Algumas considerações:

Eu não posso ser feminista, sendo homem (ainda que não me identifique com esse gênero e busque a desconstrução disso). Sou cheio dos privilégios por ser homem cis, e são esses privilégios que o feminismo coloca em cheque. Eu e outros homens concordamos que essa desigualdade de gênero não deva existir, buscamos desconstruir esse papel de opressor e apoiamos o feminismo. O mínimo e o máximo que eu sinto que posso/devo fazer, nesse caso, é respeitar esse espaço de protagonismo e luta das mulheres, e rever todas as minhas posturas com a vida (principalmente quando elas me apontam alguma ação opressora), construídas para sustentar uma sociedade patriarcal e mergulhada em todo machismo que somos enisados a reproduzir. O feminismo é uma luta de protagonismo das MULHERES. Eu, no meu papel social de homem cis, carrego em mim, a representação histórica do opressor. Portanto não é por feminismo que homens pintam suas barbas, e nunca será.

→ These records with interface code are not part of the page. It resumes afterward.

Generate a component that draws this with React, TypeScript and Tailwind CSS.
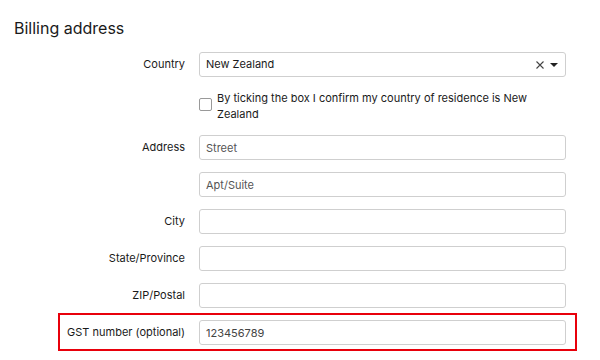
import React from 'react';

const font = { fontFamily: 'Inter, "Noto Sans", sans-serif' };

const Field = ({ label, placeholder, value }: { label: string; placeholder?: string; value?: string }) => (
  <div className="flex items-center">
    <label className="w-[171px] shrink-0 text-right text-[11px] text-[#1a1a1a]">{label}</label>
    <input
      className="ml-[14px] h-[25px] w-[367px] rounded-[3px] border border-[#cfcfcf] bg-white px-[6px] text-[11px] text-[#333] outline-none placeholder:text-[#555]"
      placeholder={placeholder}
      defaultValue={value}
    />
  </div>
);

export default function App() {
  return (
    <div style={font} className="min-h-[360px] w-[600px] bg-white pl-[14px] pt-[17px] text-[#1a1a1a]">
      <h2 className="text-[16px] leading-[22px] font-normal">Billing address</h2>

      <div className="mt-[13px]">
        {/* Country select */}
        <div className="flex items-center">
          <label className="w-[171px] shrink-0 text-right text-[11px]">Country</label>
          <div className="ml-[14px] flex h-[25px] w-[367px] items-center rounded-[3px] border border-[#cfcfcf] px-[6px] text-[11px]">
            <span className="flex-1">New Zealand</span>
            <svg width="10" height="10" viewBox="0 0 10 10" className="mr-[5px]">
              <path d="M1.5 1.5 L8.5 8.5 M8.5 1.5 L1.5 8.5" stroke="#444" strokeWidth="1.1" />
            </svg>
            <svg width="8" height="6" viewBox="0 0 8 6" className="mr-[1px]">
              <path d="M0 1 L8 1 L4 5 Z" fill="#222" />
            </svg>
          </div>
        </div>

        {/* Confirmation checkbox */}
        <div className="ml-[185px] mt-[13px] flex w-[367px]">
          <span className="mt-[8px] h-[13px] w-[13px] shrink-0 rounded-[2px] border border-[#999] bg-white" />
          <p className="ml-[5px] text-[11px] leading-[16px]">
            By ticking the box I confirm my country of residence is New Zealand
          </p>
        </div>

        <div className="mt-[13px] flex flex-col gap-[12px]">
          <Field label="Address" placeholder="Street" />
          <Field label="" placeholder="Apt/Suite" />
          <Field label="City" />
          <Field label="State/Province" />
          <Field label="ZIP/Postal" />
        </div>

        {/* Highlighted GST row */}
        <div className="ml-[44px] mt-[5px] flex w-[519px] items-center border-2 border-[#e8000b] pb-[4px] pt-[5px]">
          <label className="w-[125px] shrink-0 whitespace-nowrap text-right text-[11px]">GST number (optional)</label>
          <input
            className="ml-[14px] h-[25px] w-[367px] rounded-[3px] border border-[#cfcfcf] bg-white px-[6px] text-[11px] text-[#444] outline-none"
            defaultValue="123456789"
          />
        </div>
      </div>
    </div>
  );
}
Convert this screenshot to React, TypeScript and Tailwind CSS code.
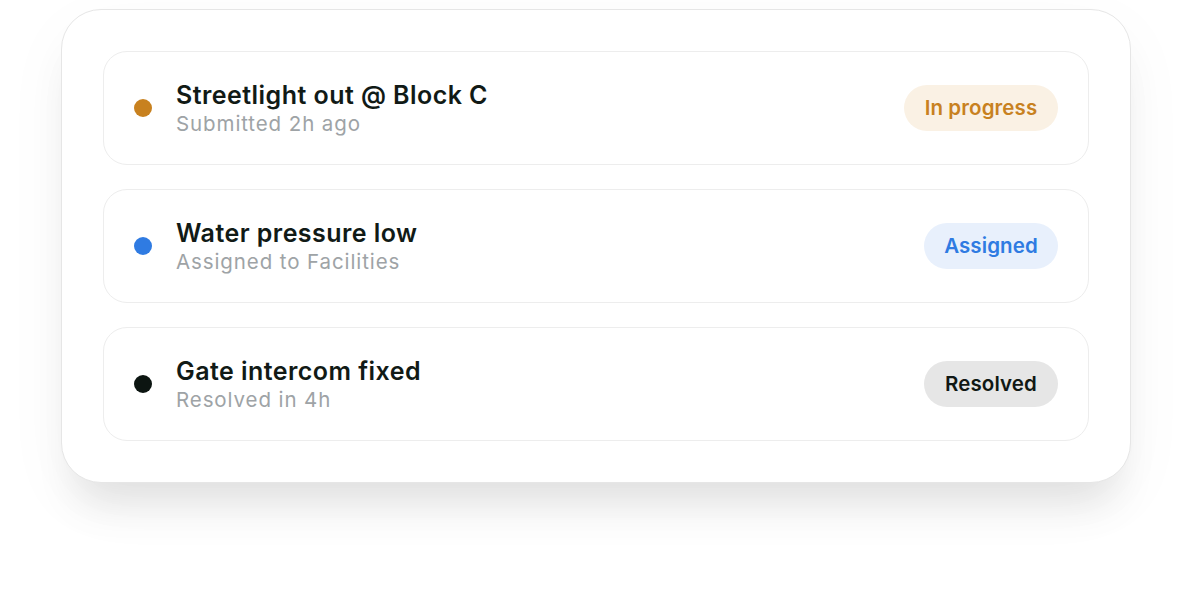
import React from "react";

const items = [
  {
    title: "Streetlight out @ Block C",
    sub: "Submitted 2h ago",
    dot: "bg-[#c8811f]",
    badge: "In progress",
    badgeCls: "bg-[#faf1e4] text-[#c8811f] w-[154px]",
  },
  {
    title: "Water pressure low",
    sub: "Assigned to Facilities",
    dot: "bg-[#2f7be2]",
    badge: "Assigned",
    badgeCls: "bg-[#e8f0fc] text-[#2f7be2] w-[134px]",
  },
  {
    title: "Gate intercom fixed",
    sub: "Resolved in 4h",
    dot: "bg-[#0c1511]",
    badge: "Resolved",
    badgeCls: "bg-[#e6e6e6] text-[#111814] w-[134px]",
  },
];

export default function App() {
  return (
    <div
      className="w-[1192px] h-[596px] bg-white flex justify-center pt-[9px]"
      style={{ fontFamily: "Inter, 'Noto Sans', sans-serif" }}
    >
      <div className="w-[1070px] h-[474px] rounded-[40px] border border-[#e6e6e6] bg-white p-[41px] flex flex-col gap-[24px] shadow-[0_34px_40px_-14px_rgba(0,0,0,0.1),0_20px_70px_rgba(0,0,0,0.035)]">
        {items.map((it) => (
          <div
            key={it.title}
            className="h-[114px] rounded-[24px] border border-[#ededed] px-[30px] flex items-center"
          >
            <div className={`w-[18px] h-[18px] rounded-full ${it.dot}`} />
            <div className="ml-[24px] flex flex-col flex-1">
              <div className="text-[25px] leading-[32px] font-semibold text-[#111a16] tracking-[0.45px]">
                {it.title}
              </div>
              <div className="text-[20.5px] leading-[26px] text-[#9ea3a6] tracking-[0.9px]">
                {it.sub}
              </div>
            </div>
            <div
              className={`h-[46px] rounded-full flex items-center justify-center text-[20.5px] font-semibold tracking-[0.1px] ${it.badgeCls}`}
            >
              {it.badge}
            </div>
          </div>
        ))}
      </div>
    </div>
  );
}
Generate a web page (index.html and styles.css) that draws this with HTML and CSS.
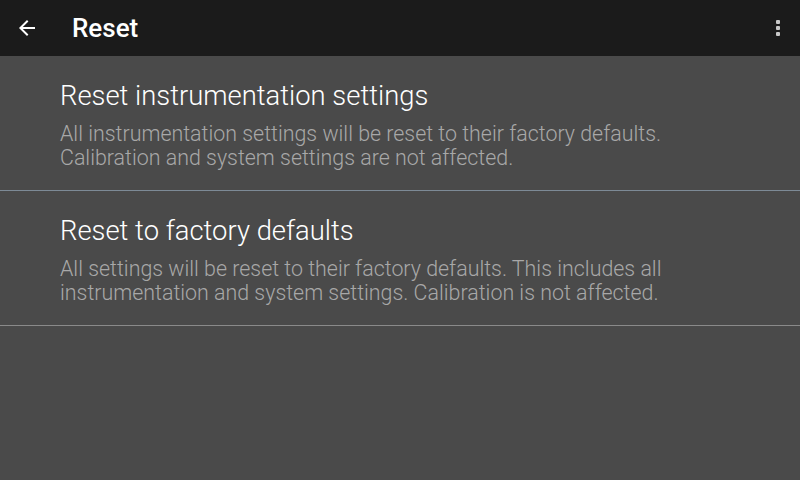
FILE: index.html
```html
<!DOCTYPE html>
<html>
<head>
<meta charset="utf-8">
<link rel="stylesheet" href="styles.css">
</head>
<body>
<div class="app">
  <header class="toolbar">
    <div class="nav-btn">
      <svg width="24" height="24" viewBox="0 0 24 24"><path fill="#ffffff" d="M20 11H7.83l5.59-5.59L12 4l-8 8 8 8 1.41-1.41L7.83 13H20v-2z"/></svg>
    </div>
    <h1 class="title">Reset</h1>
    <div class="menu-btn">
      <span class="dot"></span><span class="dot"></span><span class="dot"></span>
    </div>
  </header>
  <main class="list">
    <div class="item first">
      <div class="item-title">Reset instrumentation settings</div>
      <div class="item-desc">All instrumentation settings will be reset to their factory defaults.<br>Calibration and system settings are not affected.</div>
    </div>
    <div class="item">
      <div class="item-title">Reset to factory defaults</div>
      <div class="item-desc">All settings will be reset to their factory defaults. This includes all<br>instrumentation and system settings. Calibration is not affected.</div>
    </div>
  </main>
</div>
</body>
</html>
```
FILE: styles.css
```css
* { box-sizing: border-box; }
html, body { margin: 0; padding: 0; }
body {
  width: 800px;
  height: 480px;
  background: #4a4a4a;
  font-family: Roboto, "Noto Sans", sans-serif;
  overflow: hidden;
}
.app { display: flex; flex-direction: column; height: 480px; }
.toolbar {
  height: 56px;
  background: #1b1b1b;
  display: flex;
  align-items: center;
  flex-shrink: 0;
}
.nav-btn {
  width: 56px;
  height: 56px;
  display: flex;
  align-items: center;
  justify-content: center;
  margin-left: -1px;
}
.title {
  margin: 0 0 0 17px;
  color: #ffffff;
  font-size: 26px;
  font-weight: 500;
  flex: 1;
}
.menu-btn {
  width: 44px;
  height: 56px;
  display: flex;
  flex-direction: column;
  align-items: center;
  justify-content: center;
  gap: 2px;
}
.dot {
  width: 4px;
  height: 4px;
  background: #c8c8c8;
  border-radius: 1px;
}
.list { display: flex; flex-direction: column; }
.item {
  height: 135px;
  padding: 24px 60px 0;
  border-bottom: 1px solid #8a8a8a;
}
.item.first { border-bottom-color: #7d8a96; }
.item-title {
  color: #ffffff;
  font-size: 27.4px;
  line-height: 32px;
  font-weight: 300;
}
.item-desc {
  margin-top: 10px;
  color: #a8a8a8;
  font-size: 21.4px;
  line-height: 24px;
  font-weight: 300;
}
```
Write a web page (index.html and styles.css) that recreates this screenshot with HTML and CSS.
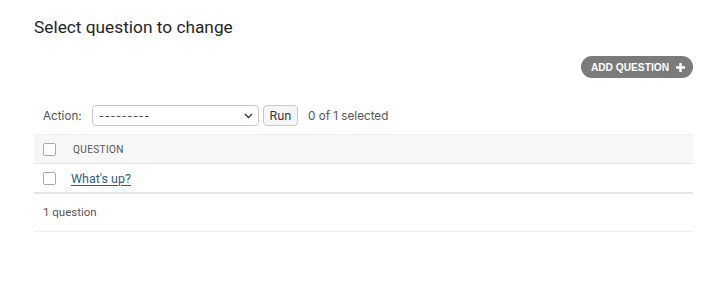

Sendo assim, fica óbvio que eu não posso falar em nome das mulheres, e muito menos em nome do feminismo. Eu insisti que a pergunta sobre as axilas coloridas, ele (o repórter) deveria fazer às próprias mulheres. E ele fez, mas colocou tudo em matérias separadas descontextualizando tudo que eu falei. O que eu supus na conversa (pelo que minhas amigas dizem, e pelo trabalho no Pelos Pelos) é que a escolha delas é uma atitude de resistência. Além de deixar os pelos, colori-los chama atenção para o fato de que os corpos são delas e quem determina o que fazer com eles também.

Alguns pontos sobre o que ele diz relacionado às minhas motivações de pintar a barba:

Primeiro, a imagem de masculinidade que a sociedade impõe NÃO é alheia à moda, como ele disse.

Segundo, eu não quero “desconstruir a imagem de masculinidade”. Eu sequer quero ser másculo.

Terceiro, “Os homens são muito cobrados para estar de calça jeans e ser o reprodutor” — Oi?! Acho que nem entendi bem essa frase colocada na minha boca.

Quarto, pintar a barba NÃO representa abdicar do privilégio de ser homem! Os privilégios continuam garantidos aos homens que pintam a barba como eu.

A verdade sobre isso é:

Eu pintei a barba de rosa porque deu vontade de ficar com o visual mais lúdico. Acho que isso faz bem pra qualquer pessoa, ser mais lúdique e buscar liberdade pra fazer do seu próprio corpo o que bem entender. Claro que isso gera um estranhamento e as pessoas que olham devem pensar o que faz um homem de barba pintada e ainda por cima da cor rosa. Isso também devem pensar quando ando de saia por aí. E que bom que pensem e possam compreender outras formas de existir, sendo eu homem ou não. Que essa confusão leve a reflexão a outras formas de aceitar a liberdade de ser que todes deveríamos ter.

Aqui vale lembrar que quem mais tem essa liberdade são homens cis, brancos, heteros (muito do que sou, inclusive). Portanto, é bem mais fácil pra mim, exercer minha “liberdade”, do que para mulheres, pessoas trans* e pessoas negras por exemplo, que têm suas liberdades muito mais limitadas.

Sim, eu busco, de alguma maneira, desconstruir e diluir a ideia de gênero binária que temos. Enquanto isso, apoio o feminismo e busco desconstruir o patriarcado combatendo o machismo (inclusive, e principalmente, revendo as minhas próprias atitudes).

Mas não, eu NÃO falo e nem posso falar em nome do feminismo como esse repórter fez parecer, inventando aspas que não saíram da minha boca daquela maneira e descontextualizando toda a conversa. As mulheres sequer precisam disso, da minha validação, nem a de nenhum homem. E as que me conhecem sabem que não quero de maneira nenhuma protagonizar a luta que é delas!

De qualquer forma, o maior erro dessa matéria foi meu: ter topado responder à entrevista!